In our textbook (in progress), we say that the party has two tasks in choosing a nominee. They want the “best” candidate, defined in terms of how they would govern, who can also win, defined in terms of the general election. I think that balance is important and necessary. And I think “the party,” broadly constructed, should be thinking about it.

SM: We should probably wrap up. But here’s an analogy I’ve been thinking about. Electability is a lot like student numerical evaluations of professors. We know those scores are heavily biased against women, scholars of color, the LGBTQ community, and other underrepresented groups in academia. So I’d be tempted to just to ignore them altogether.

But there’s also some useful information in there. If a professor has been pulling all 5s in one class and then drops to a 3 one year, I’d want to know why. Did she try a new teaching method? Is she having some difficulties? Did she just draw a hostile set of students? Are there things we can do to intervene?

It strikes me as difficult, but not impossible, to separate out the useful information from the biases. It may be harder in presidential nominations. (Professors aren’t directly running against each other, generally speaking.)

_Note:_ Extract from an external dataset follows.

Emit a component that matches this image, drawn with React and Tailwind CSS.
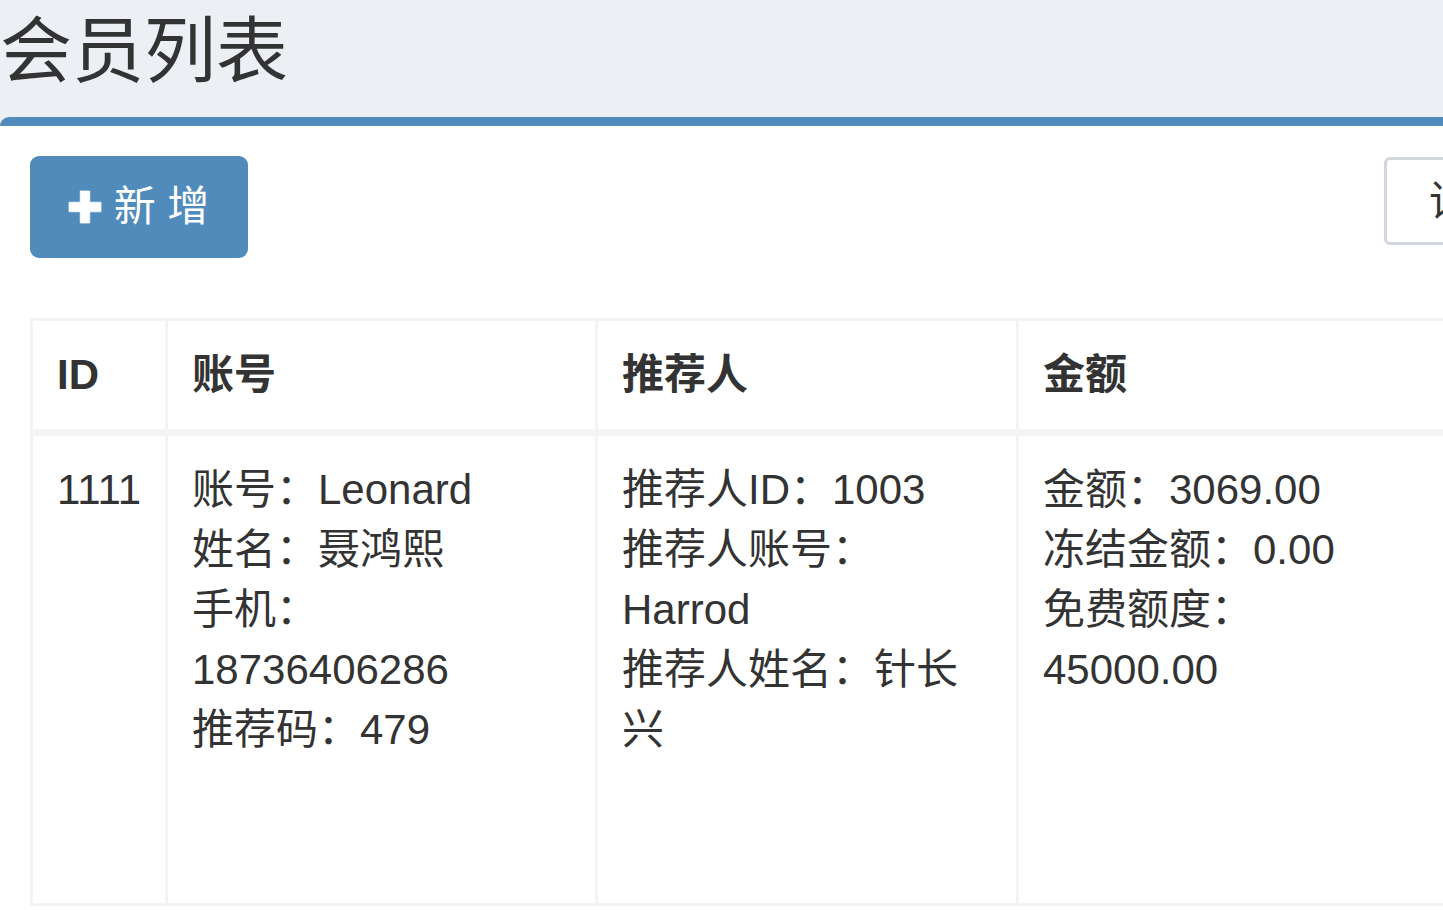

HN: That’s a good analogy. And it’s maybe even harder because we don’t even have a plausible metric for electability that one could get a 5 or a 3 on, before the election itself, when it is too late. In the professor case, I think we’d recommend using the scores as a warning, and then looking more closely, but not using them directly as inputs into tenure, promotions, or raises. In the candidate case, I think we might say that there is no real way to get biases out of a political discussion. Which is a shocker, I know.

SM: I suppose we’re back at the point where we want people (party elites, in this case) to be making judgments using empirical evidence and trying to weed out bias, but I don’t know why they should be different from anyone else in any other field.

HN: They probably aren’t any different. But maybe in most cases, awareness of the bias, and especially increasing the diversity of those making the judgments, can go a long way.